See information on quirks here.
@j-koopmann said in NUT suddenly stops working every app. 6 minutes:
I can't really go to 2.8.0 since I am on the 24.11.
Sorry, for some reason I thought you were on 2.7.2. My bad.
-
@dennypage said in NUT suddenly stops working every app. 6 minutes:
If the UPS is momentarily disconnecting on the USB, it would be re-discovered by the kernel when it comes back and the default kernel driver would be installed. I don't remember if removing the kernel driver is handled by the NUT USB driver on reconnect, or only on initial connect. I am not able to look through the code at the current time.
Will take a look in a moment and do my best.
IF however this is caused by a disconnect and the kernel would discover this, that would surely (99%) create the appropriate messages in dmesg.
I have the driver running with -DDD and of course it is not showing any errors whatsoever. Will try to have it log to a logfile and run it in screen and then wait for the next failure to happen hoping to find anything that will help us (or rather me).
-
@dennypage I removed user = root and restarted. All is working fine which means I do not need a quirk does it not. However:
root 76470 0.1 0.1 18600 7828 - Ss 18:08 0:00.00 /usr/local/sbin/upsmon nut 76794 0.1 0.1 18736 8268 - S 18:08 0:00.02 /usr/local/sbin/upsmon nut 43869 0.0 0.0 13888 3740 - Ss 18:08 0:00.00 /usr/local/libexec/nut/usbhid-ups -a Keller root 67123 0.0 0.2 26228 14152 - Ss 18:08 0:00.00 /usr/local/sbin/upsd -u root
Is this the normal output? Two upsmon one as nut one as root? And upsd -u root? I checked /usr/local/etc/nut and there is no reference to root in the *.conf files anymore...
-
@j-koopmann said in NUT suddenly stops working every app. 6 minutes:
@dennypage I removed user = root and restarted. All is working fine which means I do not need a quirk does it not. However:
root 76470 0.1 0.1 18600 7828 - Ss 18:08 0:00.00 /usr/local/sbin/upsmon nut 76794 0.1 0.1 18736 8268 - S 18:08 0:00.02 /usr/local/sbin/upsmon nut 43869 0.0 0.0 13888 3740 - Ss 18:08 0:00.00 /usr/local/libexec/nut/usbhid-ups -a Keller root 67123 0.0 0.2 26228 14152 - Ss 18:08 0:00.00 /usr/local/sbin/upsd -u root
Is this the normal output? Two upsmon one as nut one as root? And upsd -u root? I checked /usr/local/etc/nut and there is no reference to root in the *.conf files anymore...
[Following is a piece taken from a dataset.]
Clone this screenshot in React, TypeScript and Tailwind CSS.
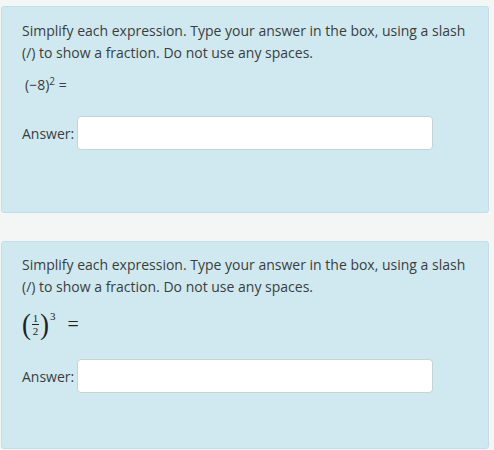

Yes, that is correct. The NUT driver, /usr/local/libexec/nut/usbhid-ups in this case, is the process that would need root privs to override the kernel driver.
-
@dennypage said in [NUT suddenly stops working every app.
@j-koopmann said in NUT suddenly stops working every app. 6 minutes:
I can't really go to 2.8.0 since I am on the 24.11.
Sorry, for some reason I thought you were on 2.7.2. My bad.
FWIW, you have boot environments, so testing with 25.03 Beta is pretty easy. Or you could wait for GA. But 24.11 -> 25.03 is not as big a step as 2.7.2 -> 2.8.0.
-
@j-koopmann said in NUT suddenly stops working every app. 6 minutes:
It also has a RS232
That might be a good 'plan B'.
Cables that convert a serial port to an USB port exist. NUT will allow you to use a serial port. That is, it's still a USB cable that connects, and that connect will enable a virtual 'serial' interface, avaible for pfSense thus NUT. -
@Gertjan good theory. However.....
The eaton does 9600 baud and the serial driver is fix 2400 baud...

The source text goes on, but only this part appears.